In reaching this decision, we find McKinnon v. Commonwealth, No. 0044-11-1 (Va. Ct. App. Nov. 29, 2011), persuasive. In McKinnon, this Court declined to invoke the ends of justice exception to reverse a defendant's conviction for a charge that was not a lesser-included offense of the indictment. Id., slip op. at 5-6. In doing so, we noted that even when "there is 'a conviction of an offense . . . [that] is not a lesser-included offense of the indicted charge,' the judgment appealed from is [still] subject to the usual procedural requirements for consideration on appeal - Rule 5A:18." Id. at 4 (first and second alterations in original) (quoting Edwards v. Commonwealth, 41 Va.App. 752, 765 (2003) (en banc)). We reasoned that the ends of justice exception to Rule 5A:18 did not apply because the defendant had failed to point to a place in the record that affirmatively established her innocence and her failure to object amounted to trial strategy. Id. at 5-6. Although appellant stresses that her conviction would have constituted "per se reversible error" had she preserved her objection, we apply "the usual procedural requirements for consideration [of an issue] on appeal" to this case, as we did in McKinnon. Id. at 4. Because appellant similarly fails to point to a place in the record that establishes her innocence and does not contest the sufficiency of the evidence to support her conviction, she does not qualify for the exception to Rule 5A:18.

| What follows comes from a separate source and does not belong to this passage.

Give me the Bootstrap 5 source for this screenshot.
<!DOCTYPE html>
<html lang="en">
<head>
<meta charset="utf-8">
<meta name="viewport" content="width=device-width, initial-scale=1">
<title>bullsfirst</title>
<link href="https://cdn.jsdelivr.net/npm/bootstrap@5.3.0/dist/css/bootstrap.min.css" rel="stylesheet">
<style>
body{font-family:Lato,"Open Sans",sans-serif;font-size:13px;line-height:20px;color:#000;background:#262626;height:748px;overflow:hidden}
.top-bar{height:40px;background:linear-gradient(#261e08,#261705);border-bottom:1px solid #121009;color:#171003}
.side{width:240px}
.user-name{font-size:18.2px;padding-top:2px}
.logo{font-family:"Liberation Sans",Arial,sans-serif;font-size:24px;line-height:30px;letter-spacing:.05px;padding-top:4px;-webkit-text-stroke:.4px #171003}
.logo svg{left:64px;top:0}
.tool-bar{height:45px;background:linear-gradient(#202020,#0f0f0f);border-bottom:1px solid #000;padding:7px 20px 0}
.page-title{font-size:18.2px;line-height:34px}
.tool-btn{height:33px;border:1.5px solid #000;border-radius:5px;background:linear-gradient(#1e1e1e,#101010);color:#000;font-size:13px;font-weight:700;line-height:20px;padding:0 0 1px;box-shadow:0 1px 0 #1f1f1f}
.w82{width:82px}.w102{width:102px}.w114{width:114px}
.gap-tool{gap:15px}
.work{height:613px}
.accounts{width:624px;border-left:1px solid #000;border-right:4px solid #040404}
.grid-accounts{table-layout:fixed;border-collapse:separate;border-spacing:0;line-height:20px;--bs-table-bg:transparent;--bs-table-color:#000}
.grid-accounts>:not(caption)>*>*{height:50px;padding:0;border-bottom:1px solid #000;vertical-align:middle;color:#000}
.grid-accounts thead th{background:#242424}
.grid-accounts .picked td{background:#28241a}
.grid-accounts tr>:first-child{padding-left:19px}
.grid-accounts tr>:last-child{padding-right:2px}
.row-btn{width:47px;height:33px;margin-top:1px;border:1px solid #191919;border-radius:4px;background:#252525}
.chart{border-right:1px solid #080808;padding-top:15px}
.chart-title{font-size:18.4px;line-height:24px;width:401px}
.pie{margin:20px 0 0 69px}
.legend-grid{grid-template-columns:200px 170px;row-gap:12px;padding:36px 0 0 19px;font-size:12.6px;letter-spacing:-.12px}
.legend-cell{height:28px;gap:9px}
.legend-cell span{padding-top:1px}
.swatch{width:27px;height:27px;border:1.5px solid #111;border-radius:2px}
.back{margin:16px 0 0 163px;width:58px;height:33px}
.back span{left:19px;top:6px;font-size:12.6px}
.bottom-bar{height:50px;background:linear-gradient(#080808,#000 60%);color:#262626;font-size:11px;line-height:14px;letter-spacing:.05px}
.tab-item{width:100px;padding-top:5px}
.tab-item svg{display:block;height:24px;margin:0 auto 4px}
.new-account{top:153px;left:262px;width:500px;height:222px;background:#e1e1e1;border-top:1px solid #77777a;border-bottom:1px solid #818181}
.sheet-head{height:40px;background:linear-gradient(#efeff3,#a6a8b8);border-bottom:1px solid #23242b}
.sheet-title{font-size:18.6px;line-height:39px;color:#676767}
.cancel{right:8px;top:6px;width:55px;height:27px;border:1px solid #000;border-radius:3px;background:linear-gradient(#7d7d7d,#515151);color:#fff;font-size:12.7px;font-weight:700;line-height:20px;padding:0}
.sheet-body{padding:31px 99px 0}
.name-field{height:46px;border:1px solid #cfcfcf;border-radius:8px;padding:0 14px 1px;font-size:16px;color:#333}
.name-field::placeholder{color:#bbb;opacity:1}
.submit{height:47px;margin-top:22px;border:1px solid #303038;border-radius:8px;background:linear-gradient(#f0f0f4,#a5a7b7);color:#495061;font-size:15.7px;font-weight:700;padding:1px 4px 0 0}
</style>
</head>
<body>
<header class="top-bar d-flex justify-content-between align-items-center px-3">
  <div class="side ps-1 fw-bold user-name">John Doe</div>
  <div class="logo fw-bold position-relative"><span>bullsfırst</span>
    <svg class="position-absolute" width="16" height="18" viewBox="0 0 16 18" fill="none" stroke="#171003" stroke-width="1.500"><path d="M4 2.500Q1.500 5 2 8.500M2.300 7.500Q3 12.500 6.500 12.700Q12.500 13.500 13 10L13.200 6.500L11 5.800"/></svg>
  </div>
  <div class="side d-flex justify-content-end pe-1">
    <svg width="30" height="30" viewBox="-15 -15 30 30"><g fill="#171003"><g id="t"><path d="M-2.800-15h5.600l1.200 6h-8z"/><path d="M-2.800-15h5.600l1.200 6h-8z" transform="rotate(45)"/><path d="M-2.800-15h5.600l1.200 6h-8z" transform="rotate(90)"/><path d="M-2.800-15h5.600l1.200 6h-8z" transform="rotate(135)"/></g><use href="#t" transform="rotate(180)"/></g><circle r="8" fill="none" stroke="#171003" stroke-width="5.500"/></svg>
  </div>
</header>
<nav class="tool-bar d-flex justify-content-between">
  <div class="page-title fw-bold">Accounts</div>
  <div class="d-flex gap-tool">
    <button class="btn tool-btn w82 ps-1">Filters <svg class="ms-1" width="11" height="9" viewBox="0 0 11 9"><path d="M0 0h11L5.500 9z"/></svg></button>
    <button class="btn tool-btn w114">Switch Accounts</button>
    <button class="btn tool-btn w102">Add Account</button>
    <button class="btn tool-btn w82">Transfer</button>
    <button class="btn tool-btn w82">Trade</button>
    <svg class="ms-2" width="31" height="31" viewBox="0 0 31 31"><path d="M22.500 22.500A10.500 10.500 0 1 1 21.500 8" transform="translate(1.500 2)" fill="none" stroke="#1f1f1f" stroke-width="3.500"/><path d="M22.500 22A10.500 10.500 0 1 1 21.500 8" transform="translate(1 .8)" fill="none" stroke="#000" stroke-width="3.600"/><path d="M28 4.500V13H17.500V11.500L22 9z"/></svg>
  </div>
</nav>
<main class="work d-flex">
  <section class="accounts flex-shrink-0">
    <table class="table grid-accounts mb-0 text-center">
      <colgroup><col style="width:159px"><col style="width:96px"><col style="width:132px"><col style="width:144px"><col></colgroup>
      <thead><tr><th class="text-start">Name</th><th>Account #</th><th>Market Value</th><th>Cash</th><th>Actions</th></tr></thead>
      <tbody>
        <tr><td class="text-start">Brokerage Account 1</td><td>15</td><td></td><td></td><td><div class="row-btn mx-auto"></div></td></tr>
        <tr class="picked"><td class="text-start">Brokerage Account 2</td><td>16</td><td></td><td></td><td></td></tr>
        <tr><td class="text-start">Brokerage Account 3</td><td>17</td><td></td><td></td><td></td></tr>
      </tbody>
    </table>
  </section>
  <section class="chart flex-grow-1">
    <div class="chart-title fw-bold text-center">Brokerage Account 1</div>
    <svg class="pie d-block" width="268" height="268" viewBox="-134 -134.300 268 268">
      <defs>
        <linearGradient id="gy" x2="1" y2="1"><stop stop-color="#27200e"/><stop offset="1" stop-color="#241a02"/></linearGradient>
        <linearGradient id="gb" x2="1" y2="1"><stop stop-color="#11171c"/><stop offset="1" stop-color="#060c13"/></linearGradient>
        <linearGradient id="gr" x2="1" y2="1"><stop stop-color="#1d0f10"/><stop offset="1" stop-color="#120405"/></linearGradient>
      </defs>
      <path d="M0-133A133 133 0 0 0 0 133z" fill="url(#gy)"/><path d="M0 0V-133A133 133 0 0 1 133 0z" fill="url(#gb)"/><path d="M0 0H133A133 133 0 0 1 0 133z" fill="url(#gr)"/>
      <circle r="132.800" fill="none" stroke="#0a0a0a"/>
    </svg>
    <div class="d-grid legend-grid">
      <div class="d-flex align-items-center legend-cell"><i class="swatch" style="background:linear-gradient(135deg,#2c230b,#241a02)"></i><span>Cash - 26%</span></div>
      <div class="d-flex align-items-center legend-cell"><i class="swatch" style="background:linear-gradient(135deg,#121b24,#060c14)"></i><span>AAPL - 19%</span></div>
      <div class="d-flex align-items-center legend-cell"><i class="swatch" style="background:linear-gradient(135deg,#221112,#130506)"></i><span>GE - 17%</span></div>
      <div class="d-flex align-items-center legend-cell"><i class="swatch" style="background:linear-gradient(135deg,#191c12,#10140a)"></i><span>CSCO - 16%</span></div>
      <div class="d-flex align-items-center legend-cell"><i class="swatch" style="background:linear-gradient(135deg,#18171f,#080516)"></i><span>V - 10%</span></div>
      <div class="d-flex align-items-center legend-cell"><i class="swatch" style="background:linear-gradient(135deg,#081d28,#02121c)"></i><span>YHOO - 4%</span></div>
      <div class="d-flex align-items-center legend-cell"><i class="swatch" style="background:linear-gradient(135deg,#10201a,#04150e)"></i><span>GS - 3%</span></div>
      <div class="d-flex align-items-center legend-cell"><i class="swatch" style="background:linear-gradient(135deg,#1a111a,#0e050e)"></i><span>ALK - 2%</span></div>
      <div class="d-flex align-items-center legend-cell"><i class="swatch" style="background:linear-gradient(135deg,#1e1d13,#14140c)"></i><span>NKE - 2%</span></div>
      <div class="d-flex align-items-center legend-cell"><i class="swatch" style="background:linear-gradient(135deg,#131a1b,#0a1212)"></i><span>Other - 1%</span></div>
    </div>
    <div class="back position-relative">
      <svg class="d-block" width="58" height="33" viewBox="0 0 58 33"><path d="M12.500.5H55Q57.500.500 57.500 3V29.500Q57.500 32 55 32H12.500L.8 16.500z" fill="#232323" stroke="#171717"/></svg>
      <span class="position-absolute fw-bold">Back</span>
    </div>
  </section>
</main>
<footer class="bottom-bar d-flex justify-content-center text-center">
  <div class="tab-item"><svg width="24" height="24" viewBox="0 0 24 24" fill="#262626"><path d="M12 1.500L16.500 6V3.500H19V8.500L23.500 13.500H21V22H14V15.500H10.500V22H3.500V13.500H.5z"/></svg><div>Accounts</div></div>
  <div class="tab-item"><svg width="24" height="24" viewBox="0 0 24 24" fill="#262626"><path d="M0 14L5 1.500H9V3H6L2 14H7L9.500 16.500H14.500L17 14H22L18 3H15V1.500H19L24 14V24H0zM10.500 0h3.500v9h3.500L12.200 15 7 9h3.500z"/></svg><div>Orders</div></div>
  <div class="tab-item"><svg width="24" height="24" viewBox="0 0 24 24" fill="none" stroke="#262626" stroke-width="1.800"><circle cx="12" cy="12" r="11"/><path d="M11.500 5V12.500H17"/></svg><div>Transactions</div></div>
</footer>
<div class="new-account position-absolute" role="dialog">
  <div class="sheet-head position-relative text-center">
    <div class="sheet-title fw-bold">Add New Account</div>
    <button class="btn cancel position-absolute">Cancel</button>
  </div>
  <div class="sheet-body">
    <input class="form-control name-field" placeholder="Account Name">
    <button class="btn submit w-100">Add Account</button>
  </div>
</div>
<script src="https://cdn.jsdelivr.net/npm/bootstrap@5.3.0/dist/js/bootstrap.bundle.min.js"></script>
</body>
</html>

"Although not binding precedent, unpublished opinions can be cited and considered for their persuasive value." Otey v. Commonwealth, 61 Va.App. 346, 350 n.3 (2012); see also Rule 5A:1(f).
CONCLUSION
For these reasons, appellant cannot establish that her conviction constitutes a miscarriage of justice, and we decline to apply the ends of justice exception to Rule 5A:18. Accordingly, we affirm the court's judgment.
Affirmed.
[*] This opinion is not designated for publication. See Code § 17.1-413(A).